My children are grown. That’s bittersweet. While I miss the ferocious hugs of the feral love they had for me as little ones, the love, admiration, and pride I feel for their adult selves gives me freedom of spirit I’ve never felt before. My life’s work, balancing out decidedly on the positive side, validating my basic values and every minute of the 25 years of the most grueling job anyone can do, thankfully painting a glossy veneer over my many mistakes. I see all three of them now, determined, kind, hard-working, and so very smart and funny. Each going their own way. It feels right to now move myself forward.
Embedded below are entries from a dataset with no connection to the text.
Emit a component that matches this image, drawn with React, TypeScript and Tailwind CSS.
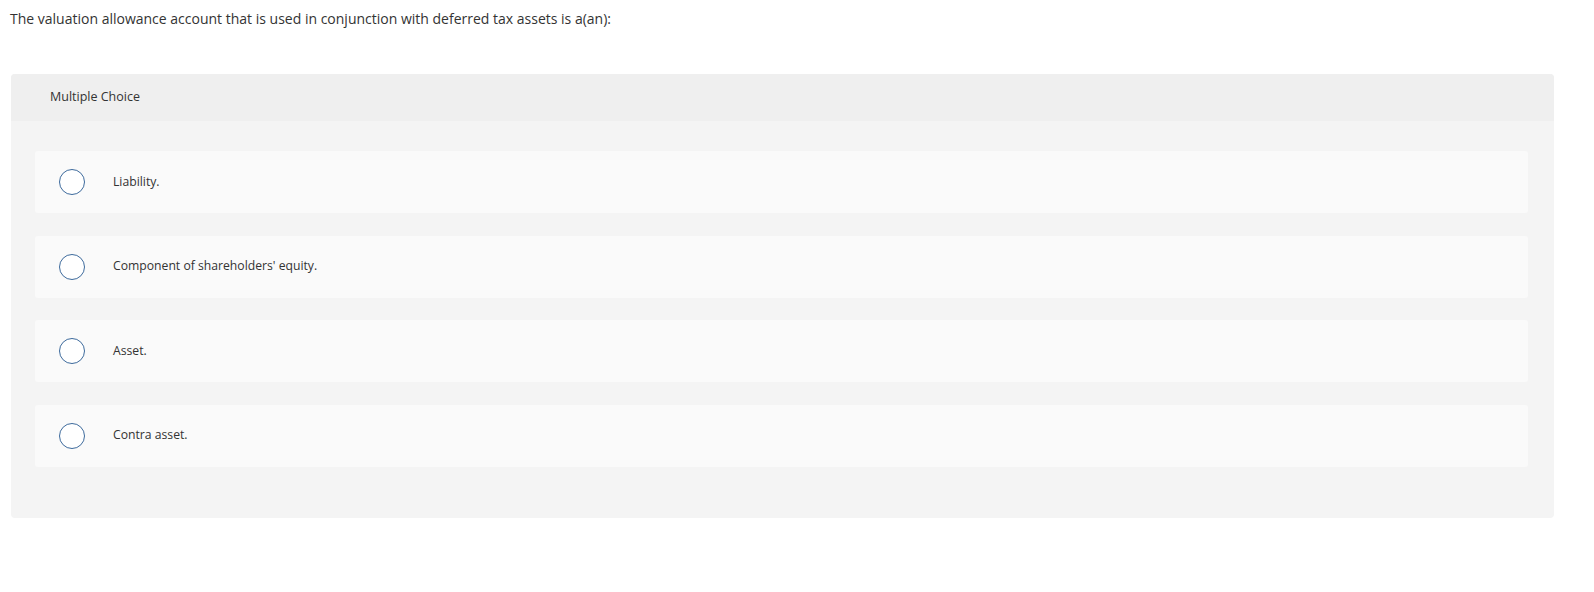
import React from "react";

const options = [
  "Liability.",
  "Component of shareholders' equity.",
  "Asset.",
  "Contra asset.",
];

export default function App() {
  return (
    <div
      className="w-[1594px] h-[592px] bg-white text-[#333333]"
      style={{ fontFamily: "'Open Sans', Arial, sans-serif" }}
    >
      <div className="pl-[10px] pt-[11px] text-[14px] leading-[16px]">
        The valuation allowance account that is used in conjunction with deferred tax assets is a(an):
      </div>
      <div className="ml-[11px] mt-[47px] w-[1543px] rounded-[4px] bg-[#f4f4f4] overflow-hidden">
        <div className="h-[47px] bg-[#efefef] flex items-center pl-[39px] text-[12.5px]">
          Multiple Choice
        </div>
        <div className="px-[24px] pt-[30px] pb-[51px] flex flex-col gap-[22.5px]">
          {options.map((o) => (
            <div
              key={o}
              className="h-[62px] bg-[#fafafa] rounded-[3px] flex items-center pl-[24px] mr-[2px]"
            >
              <div className="w-[26px] h-[26px] rounded-full border-[1.5px] border-[#3d6a9c] bg-white shrink-0" />
              <div className="ml-[28px] text-[12.2px]">{o}</div>
            </div>
          ))}
        </div>
      </div>
    </div>
  );
}
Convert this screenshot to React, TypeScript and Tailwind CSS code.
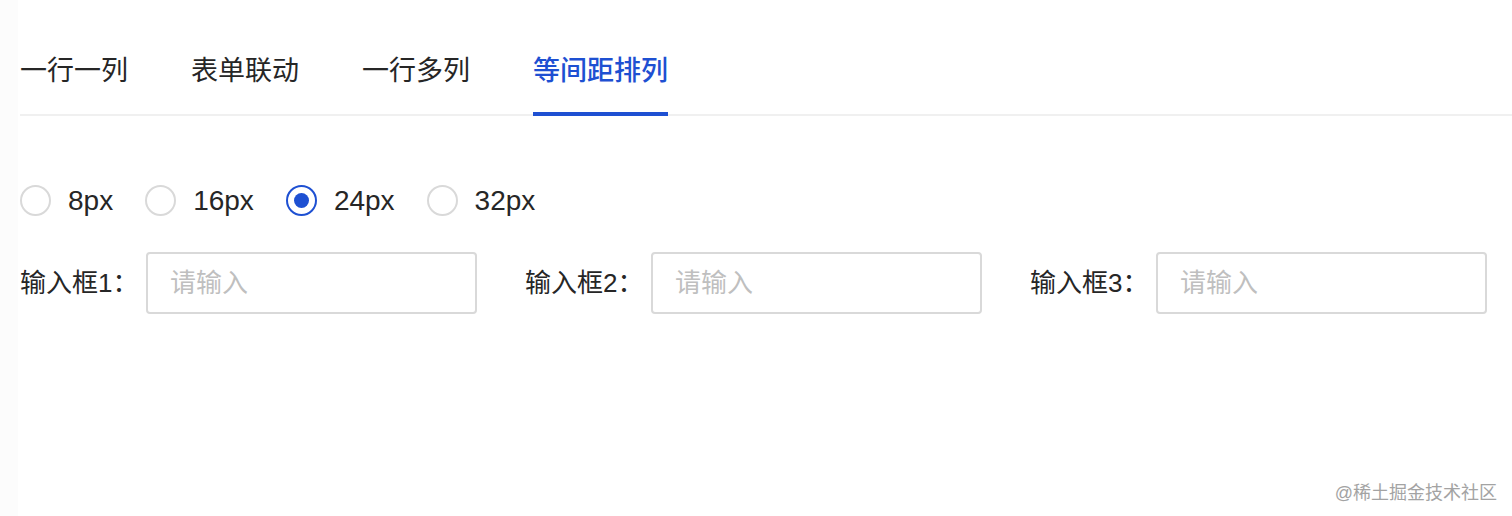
import { useState } from "react";

const tabs = ["一行一列", "表单联动", "一行多列", "等间距排列"];
const gaps = ["8px", "16px", "24px", "32px"];

const font = { fontFamily: '"Liberation Sans", "Noto Sans CJK SC", sans-serif' };

export default function App() {
	const [active, setActive] = useState(3);
	const [gap, setGap] = useState("24px");

	return (
		<div
			className="relative flex h-[516px] w-[1512px] overflow-hidden bg-white text-[#262626]"
			style={font}
		>
			<div className="w-[18px] shrink-0 bg-[#fcfcfc]" />
			<div className="flex flex-1 flex-col pl-[2px]">
				{/* tabs */}
				<div className="mt-[28px] flex h-[88px] gap-[63px] border-b-2 border-[#f0f0f0]">
					{tabs.map((t, i) => (
						<button
							key={t}
							onClick={() => setActive(i)}
							className={`relative flex items-center text-[27px] leading-none ${
								i === active ? "font-medium text-[#1e50d2]" : "text-[#262626]"
							}`}
						>
							{t}
							{i === active && (
								<span className="absolute -bottom-[2px] left-0 right-0 h-[4px] bg-[#1e50d2]" />
							)}
						</button>
					))}
				</div>

				{/* radio group */}
				<div className="mt-[69px] flex items-center">
					{gaps.map((g) => (
						<label
							key={g}
							onClick={() => setGap(g)}
							className="mr-[32px] flex cursor-pointer items-center"
						>
							<span
								className={`flex h-[31px] w-[31px] items-center justify-center rounded-full border-2 bg-white ${
									gap === g ? "border-[#1e50d2]" : "border-[#d9d9d9]"
								}`}
							>
								{gap === g && (
									<span className="h-[15px] w-[15px] rounded-full bg-[#1e50d2]" />
								)}
							</span>
							<span className="ml-[17px] text-[28px] leading-none">{g}</span>
						</label>
					))}
				</div>

				{/* inputs */}
				<div className="mt-[36px] flex gap-[48px]">
					{[1, 2, 3].map((n) => (
						<div key={n} className="flex w-[457px] items-center">
							<span className="w-[126px] shrink-0 text-[26px] leading-none">
								输入框{n}：
							</span>
							<input
								placeholder="请输入"
								className="h-[62px] w-0 min-w-0 flex-1 rounded-[4px] border-2 border-[#d9d9d9] px-[22px] text-[26px] outline-none placeholder:text-[#bfbfbf]"
								style={font}
							/>
						</div>
					))}
				</div>
			</div>

			<span className="absolute bottom-[14px] right-[15px] text-[18px] leading-none text-[#a3a3a3]">
				@稀土掘金技术社区
			</span>
		</div>
	);
}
At this moment, I have more independence than I’ve ever had in my life. I have 50 years of life experience and the incremental assertiveness to go with it. I also have a husband who loves and trusts me, and knows it’s important for me to start this. I also know that I’m leaning over onto the downhill side of the learning curve, and a lifetime to learn something suddenly isn’t as much time as it once was. I need to step it up. So I’m jumping in with both feet. Travel opportunity? I’m in. Try new food? Definitely. There’s a concert next month? Buy the tickets. You can’t go? Ok, I’ll go myself. And there will be photographs of all of it. You can look. Or not. You can tell me what you think if you like, and I’ll appreciate it. In the end, though, it’s mostly for me and my soul.